The EU has gone even further, with the latest Corporate Sustainability Due Diligence Directive given the green light by the Council in May (though at the time of writing, has not yet formally passed into law), making companies from the EU and outside of the EU (under certain conditions) establish due diligence procedures to protect human rights and the environment, including their whole value chain even if this means third countries (addressing issues of misbehaviour in less developed countries). Again, UK (and other third country) companies operating in the EU will have to comply if more than €450 million of their turnover is gained in EU territory. Even if the application of specific reporting standards for some sectors and third countries has been delayed until 2026, the general reporting rules are already enforceable, and some companies will need to make considerable effort to change their ways. This is more the case with the recent approval of yet again another Directive to prevent greenwashing, in an attempt to protect the public from false ‘green’ claims.

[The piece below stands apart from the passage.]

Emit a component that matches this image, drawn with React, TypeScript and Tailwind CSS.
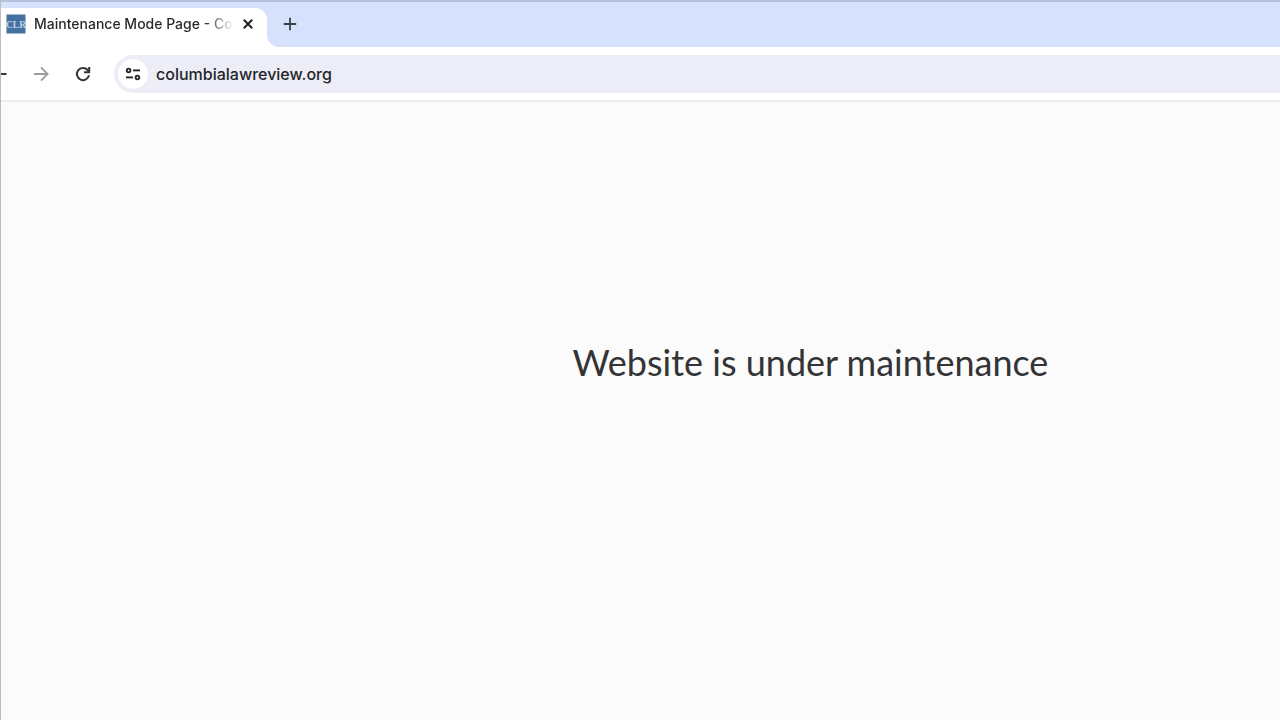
const TabStrip = () => {
  return (
    <div className="flex items-end border-t-2 border-[#b3c3df] bg-[#d6e2fc] pt-1.5">
      <div className="relative flex h-[39px] items-center rounded-tr-xl bg-white pl-[5px] pr-[9px] pb-[7px]">
        <svg className="h-5 w-5 shrink-0" viewBox="0 0 20 20" aria-hidden="true">
          <rect x="0.5" y="0.5" width="19" height="19" fill="#44719f" />
          <text
            x="10"
            y="14.2"
            textAnchor="middle"
            fontSize="9.5"
            fontWeight="bold"
            fontFamily="'Liberation Serif', serif"
            fill="#bcd2e8"
          >
            CLR
          </text>
        </svg>
        <span className="ml-2 w-[200px] whitespace-nowrap bg-linear-to-r from-[#26272a] from-85% to-transparent bg-clip-text font-['Inter',sans-serif] text-sm font-medium text-transparent">
          Maintenance Mode Page - Co
        </span>
        <button type="button" aria-label="Close tab" className="ml-1 flex h-5 w-5 items-center justify-center text-[#1f2022]">
          <svg className="h-5 w-5" viewBox="0 0 20 20" fill="none" stroke="currentColor" strokeWidth="2">
            <path d="m5.8 5.8 8.4 8.4M14.2 5.8l-8.4 8.4" />
          </svg>
        </button>
        <svg className="absolute bottom-0 left-full h-3 w-3 text-white" viewBox="0 0 12 12" aria-hidden="true">
          <path d="M0 0a12 12 0 0 0 12 12H0z" fill="currentColor" />
        </svg>
      </div>
      <button type="button" aria-label="New tab" className="mb-[11px] ml-[11px] flex h-6 w-6 items-center justify-center text-[#3c4046]">
        <svg className="h-5 w-5" viewBox="0 0 20 20" fill="none" stroke="currentColor" strokeWidth="1.8">
          <path d="M10 3.8v12.4M3.8 10h12.4" />
        </svg>
      </button>
    </div>
  );
};

const Toolbar = () => {
  return (
    <div className="flex items-center overflow-hidden border-b-2 border-[#ececec] bg-white pt-2 pb-[7px]">
      <button type="button" aria-label="Back" className="-ml-3 flex h-6 w-5 items-center justify-center text-[#3a3b3e]">
        <svg className="h-5 w-5" viewBox="0 0 20 20" fill="none" stroke="currentColor" strokeWidth="1.8">
          <path d="M17.5 10h-14M10 3.5 3.5 10l6.5 6.5" />
        </svg>
      </button>
      <button type="button" aria-label="Forward" className="ml-5 flex h-6 w-6 items-center justify-center text-[#9c9c9c]">
        <svg className="h-5 w-5" viewBox="0 0 20 20" fill="none" stroke="currentColor" strokeWidth="1.8">
          <path d="M3 10h13M10 3.4l6.6 6.6-6.6 6.6" />
        </svg>
      </button>
      <button type="button" aria-label="Reload" className="ml-[18px] flex h-6 w-6 items-center justify-center text-[#333437]">
        <svg className="h-5 w-5" viewBox="0 0 20 20" fill="none" stroke="currentColor" strokeWidth="2">
          <path d="M16 11.2A6.1 6.1 0 1 1 14.6 6L16.2 7.8" />
          <path d="M16.2 3v5.2H11" />
        </svg>
      </button>
      <div className="ml-[19px] flex h-[38px] flex-1 items-center rounded-l-full bg-[#ecedf6] pl-1">
        <button
          type="button"
          aria-label="View site information"
          className="flex h-[30px] w-[30px] shrink-0 items-center justify-center rounded-full bg-white text-[#26272a]"
        >
          <svg className="h-5 w-5" viewBox="0 0 20 20" fill="none" stroke="currentColor" strokeWidth="1.9">
            <circle cx="5.6" cy="6.4" r="1.8" />
            <path d="M10 6.4h7" />
            <circle cx="14.4" cy="13.4" r="1.8" />
            <path d="M3 13.4h7" />
          </svg>
        </button>
        <input
          type="text"
          aria-label="Address"
          defaultValue="columbialawreview.org"
          className="ml-2 min-w-0 flex-1 bg-transparent font-['Inter',sans-serif] text-base font-medium text-[#242528] outline-none"
        />
      </div>
    </div>
  );
};

export default function App() {
  return (
    <div className="flex min-h-screen flex-col border-l border-[#bdbdbd] bg-[#fbfbfb]">
      <TabStrip />
      <Toolbar />
      <main className="flex flex-1 items-center justify-center pb-[98px] pl-[340px]">
        <h1 className="whitespace-nowrap font-['Lato',sans-serif] text-4xl text-[#333436]">
          Website is under maintenance
        </h1>
      </main>
    </div>
  );
}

Meanwhile in the UK the approach to these matters has been subdued. The 2023 Green Finance Strategy set up the first steps for companies’ reporting on sustainability matters since the Brexit vote. In theory, the UK has attempted to distance itself from the EU approach focusing instead on the adherence and endorsement of international bodies’ standards and guidelines (namely the two new International Financial Reporting Standards [IFRS] approved in 2023 on Disclosure of Sustainability-related Financial Information and Climate-related Disclosures). This endorsement materialised just before the last general election (May 2024), constituting the UK framework. But if one takes into consideration on one hand that the EU Directives and Regulations ensure interoperability with the same international framework, and on the other hand, that the UK Green Taxonomy (effectively the decision on what type of investments are green/sustainable or not) is being developed to ensure the same international interoperability, and with the recommendation to ‘align concepts, methodologies, metrics, and thresholds with the EU Taxonomy where possible’, then in practice the divergence between the UK and the EU in this area is limited. Significant though, is the fact that the UK rules only apply to large corporations and exclude SMEs, but if these want to operate in the EU, they will have to adapt their reporting to EU rules.

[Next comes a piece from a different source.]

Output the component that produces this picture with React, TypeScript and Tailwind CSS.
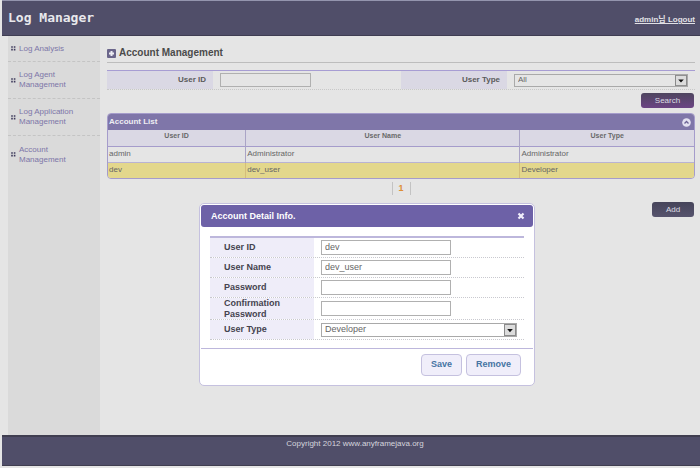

Guidance for SMEs and for specific sectors are still in development at EU level, but given the newly elected UK Labour Government aims to build a ‘closer’ relationship with the EU, and some steps towards greener policies are emerging (like the scrapping of the onshore wind ban and the withdrawal of the support for a new coal mine in Cumbria), it is likely that UK businesses will see more alignment with EU sustainability rules in the near future anyway.